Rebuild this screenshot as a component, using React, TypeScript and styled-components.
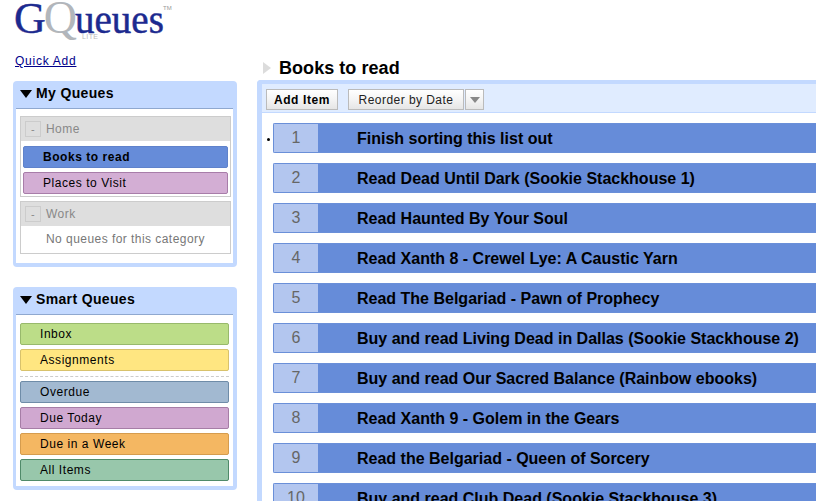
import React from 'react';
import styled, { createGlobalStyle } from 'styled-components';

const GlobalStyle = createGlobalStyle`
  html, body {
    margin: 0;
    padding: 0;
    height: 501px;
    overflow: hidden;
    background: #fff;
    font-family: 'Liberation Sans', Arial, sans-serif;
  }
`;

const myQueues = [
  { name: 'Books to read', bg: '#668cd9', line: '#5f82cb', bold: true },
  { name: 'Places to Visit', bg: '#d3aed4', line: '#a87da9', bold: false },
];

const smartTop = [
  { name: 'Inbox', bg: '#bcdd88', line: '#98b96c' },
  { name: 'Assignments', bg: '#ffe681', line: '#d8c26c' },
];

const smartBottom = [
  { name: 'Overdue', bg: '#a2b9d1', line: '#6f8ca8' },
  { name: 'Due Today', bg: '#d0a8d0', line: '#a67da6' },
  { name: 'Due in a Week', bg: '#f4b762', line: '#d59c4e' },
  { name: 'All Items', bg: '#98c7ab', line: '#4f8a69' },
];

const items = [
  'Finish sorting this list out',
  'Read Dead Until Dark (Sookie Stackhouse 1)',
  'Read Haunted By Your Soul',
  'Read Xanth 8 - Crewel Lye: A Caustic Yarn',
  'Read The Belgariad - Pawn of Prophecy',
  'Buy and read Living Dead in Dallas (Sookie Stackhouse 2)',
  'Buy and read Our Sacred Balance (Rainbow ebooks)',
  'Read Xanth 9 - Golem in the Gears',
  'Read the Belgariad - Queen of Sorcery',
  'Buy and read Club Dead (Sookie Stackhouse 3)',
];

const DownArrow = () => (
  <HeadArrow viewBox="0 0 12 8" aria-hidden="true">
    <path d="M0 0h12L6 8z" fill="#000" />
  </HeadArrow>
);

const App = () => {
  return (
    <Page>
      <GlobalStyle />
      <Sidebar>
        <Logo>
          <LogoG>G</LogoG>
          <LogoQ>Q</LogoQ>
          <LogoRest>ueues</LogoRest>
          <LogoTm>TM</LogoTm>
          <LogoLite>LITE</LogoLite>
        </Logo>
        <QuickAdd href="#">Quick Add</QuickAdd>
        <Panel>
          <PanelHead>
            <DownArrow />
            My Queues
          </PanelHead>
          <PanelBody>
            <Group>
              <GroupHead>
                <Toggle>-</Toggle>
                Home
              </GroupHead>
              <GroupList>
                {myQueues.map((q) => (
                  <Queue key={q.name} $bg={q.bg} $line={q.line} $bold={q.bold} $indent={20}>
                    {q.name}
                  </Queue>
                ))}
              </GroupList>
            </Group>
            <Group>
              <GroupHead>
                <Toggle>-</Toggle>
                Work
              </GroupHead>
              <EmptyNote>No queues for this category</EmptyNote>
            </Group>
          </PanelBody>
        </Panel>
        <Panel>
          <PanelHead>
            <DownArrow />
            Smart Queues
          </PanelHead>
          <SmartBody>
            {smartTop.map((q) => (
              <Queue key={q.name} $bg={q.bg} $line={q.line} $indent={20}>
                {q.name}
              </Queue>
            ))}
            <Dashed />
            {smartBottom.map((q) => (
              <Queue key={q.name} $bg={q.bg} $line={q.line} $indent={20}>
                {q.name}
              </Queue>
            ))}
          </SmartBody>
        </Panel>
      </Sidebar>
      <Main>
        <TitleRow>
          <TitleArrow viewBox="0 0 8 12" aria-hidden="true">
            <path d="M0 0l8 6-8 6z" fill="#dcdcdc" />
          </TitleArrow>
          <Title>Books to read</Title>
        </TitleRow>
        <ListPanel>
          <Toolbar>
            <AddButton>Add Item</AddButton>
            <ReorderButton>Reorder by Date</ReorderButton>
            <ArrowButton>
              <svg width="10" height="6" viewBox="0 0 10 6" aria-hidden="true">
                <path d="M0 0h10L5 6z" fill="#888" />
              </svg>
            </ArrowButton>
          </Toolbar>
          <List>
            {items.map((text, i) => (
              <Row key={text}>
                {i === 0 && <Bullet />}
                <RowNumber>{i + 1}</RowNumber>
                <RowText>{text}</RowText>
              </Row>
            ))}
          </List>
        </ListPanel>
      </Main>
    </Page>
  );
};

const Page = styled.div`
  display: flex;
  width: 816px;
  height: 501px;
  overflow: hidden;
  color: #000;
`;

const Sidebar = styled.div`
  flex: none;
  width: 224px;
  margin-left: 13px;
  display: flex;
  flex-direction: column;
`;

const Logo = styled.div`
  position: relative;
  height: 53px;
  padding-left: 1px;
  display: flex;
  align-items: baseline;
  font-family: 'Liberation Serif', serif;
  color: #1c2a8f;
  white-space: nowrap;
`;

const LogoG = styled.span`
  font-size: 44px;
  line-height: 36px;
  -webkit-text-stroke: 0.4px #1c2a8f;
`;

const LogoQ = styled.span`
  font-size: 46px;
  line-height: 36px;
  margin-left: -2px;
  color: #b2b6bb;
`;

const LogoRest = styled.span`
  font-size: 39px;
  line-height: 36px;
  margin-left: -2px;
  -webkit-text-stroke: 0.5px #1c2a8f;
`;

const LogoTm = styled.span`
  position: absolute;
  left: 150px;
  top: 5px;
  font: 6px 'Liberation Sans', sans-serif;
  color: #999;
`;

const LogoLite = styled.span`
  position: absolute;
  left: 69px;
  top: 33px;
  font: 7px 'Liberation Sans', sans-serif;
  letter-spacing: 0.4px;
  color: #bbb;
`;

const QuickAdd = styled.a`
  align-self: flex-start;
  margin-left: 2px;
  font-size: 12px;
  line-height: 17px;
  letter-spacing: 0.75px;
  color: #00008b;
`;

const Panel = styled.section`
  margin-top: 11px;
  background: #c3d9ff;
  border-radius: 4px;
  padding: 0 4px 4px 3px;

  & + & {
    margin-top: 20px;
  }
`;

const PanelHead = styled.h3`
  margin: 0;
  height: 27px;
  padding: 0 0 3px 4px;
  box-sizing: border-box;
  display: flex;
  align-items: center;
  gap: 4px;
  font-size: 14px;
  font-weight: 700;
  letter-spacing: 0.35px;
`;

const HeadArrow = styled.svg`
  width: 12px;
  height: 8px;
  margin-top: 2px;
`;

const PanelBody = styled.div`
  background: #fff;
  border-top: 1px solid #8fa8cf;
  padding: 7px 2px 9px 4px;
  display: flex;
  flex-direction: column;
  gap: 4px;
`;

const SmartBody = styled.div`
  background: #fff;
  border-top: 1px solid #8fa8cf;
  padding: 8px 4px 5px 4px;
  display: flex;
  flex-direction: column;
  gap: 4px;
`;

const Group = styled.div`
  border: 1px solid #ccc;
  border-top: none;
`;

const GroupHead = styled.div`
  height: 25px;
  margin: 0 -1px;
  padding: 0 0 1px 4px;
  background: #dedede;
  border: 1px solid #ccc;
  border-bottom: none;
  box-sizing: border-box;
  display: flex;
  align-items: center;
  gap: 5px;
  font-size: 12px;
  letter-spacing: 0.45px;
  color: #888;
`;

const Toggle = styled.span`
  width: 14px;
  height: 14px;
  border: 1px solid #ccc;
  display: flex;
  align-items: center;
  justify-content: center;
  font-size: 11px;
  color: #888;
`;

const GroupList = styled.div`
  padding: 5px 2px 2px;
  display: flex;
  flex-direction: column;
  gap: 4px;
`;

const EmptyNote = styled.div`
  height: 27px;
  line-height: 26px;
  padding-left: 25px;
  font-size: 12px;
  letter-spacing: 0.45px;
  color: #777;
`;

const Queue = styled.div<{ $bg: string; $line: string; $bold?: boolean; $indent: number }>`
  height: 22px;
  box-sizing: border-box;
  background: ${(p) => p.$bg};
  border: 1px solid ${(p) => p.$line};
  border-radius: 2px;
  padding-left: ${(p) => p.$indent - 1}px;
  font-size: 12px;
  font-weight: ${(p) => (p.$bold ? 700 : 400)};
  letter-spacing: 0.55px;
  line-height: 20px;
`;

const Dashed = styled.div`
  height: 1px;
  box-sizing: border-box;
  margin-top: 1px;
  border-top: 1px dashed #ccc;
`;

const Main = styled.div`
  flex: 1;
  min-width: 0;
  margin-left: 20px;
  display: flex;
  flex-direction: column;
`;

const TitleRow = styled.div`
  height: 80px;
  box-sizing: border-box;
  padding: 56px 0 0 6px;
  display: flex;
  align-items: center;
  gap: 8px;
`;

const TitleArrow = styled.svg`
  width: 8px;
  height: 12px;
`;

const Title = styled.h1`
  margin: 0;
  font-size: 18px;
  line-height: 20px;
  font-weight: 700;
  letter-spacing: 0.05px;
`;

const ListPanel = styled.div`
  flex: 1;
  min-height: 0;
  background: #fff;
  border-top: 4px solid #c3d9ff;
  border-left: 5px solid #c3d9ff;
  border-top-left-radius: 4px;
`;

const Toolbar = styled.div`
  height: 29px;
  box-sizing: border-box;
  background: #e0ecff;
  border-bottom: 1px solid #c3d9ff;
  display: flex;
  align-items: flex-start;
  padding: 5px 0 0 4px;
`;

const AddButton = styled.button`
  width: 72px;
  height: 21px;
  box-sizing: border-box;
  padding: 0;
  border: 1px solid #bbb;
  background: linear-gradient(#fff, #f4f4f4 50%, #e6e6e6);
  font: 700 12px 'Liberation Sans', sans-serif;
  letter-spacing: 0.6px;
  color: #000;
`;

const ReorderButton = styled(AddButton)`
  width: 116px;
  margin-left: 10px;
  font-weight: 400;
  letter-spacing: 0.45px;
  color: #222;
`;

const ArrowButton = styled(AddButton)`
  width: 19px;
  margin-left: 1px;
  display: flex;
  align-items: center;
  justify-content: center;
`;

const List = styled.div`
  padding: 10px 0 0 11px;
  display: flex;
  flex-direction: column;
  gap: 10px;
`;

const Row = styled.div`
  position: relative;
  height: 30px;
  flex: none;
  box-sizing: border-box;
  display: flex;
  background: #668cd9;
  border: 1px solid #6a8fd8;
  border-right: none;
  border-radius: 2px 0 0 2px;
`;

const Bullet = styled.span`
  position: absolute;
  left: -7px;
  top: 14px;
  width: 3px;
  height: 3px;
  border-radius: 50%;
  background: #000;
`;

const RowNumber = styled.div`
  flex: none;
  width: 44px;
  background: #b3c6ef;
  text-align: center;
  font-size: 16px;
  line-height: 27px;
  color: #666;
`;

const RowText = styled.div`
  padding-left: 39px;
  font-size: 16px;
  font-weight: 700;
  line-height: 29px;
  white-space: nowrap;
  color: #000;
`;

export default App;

WHAT THE TASK ASKS — Sift the material for lines with the string "React". Copy each one found.

SOLUTION BELOW —
Rebuild this screenshot as a component, using React, TypeScript and styled-components.
import React from 'react';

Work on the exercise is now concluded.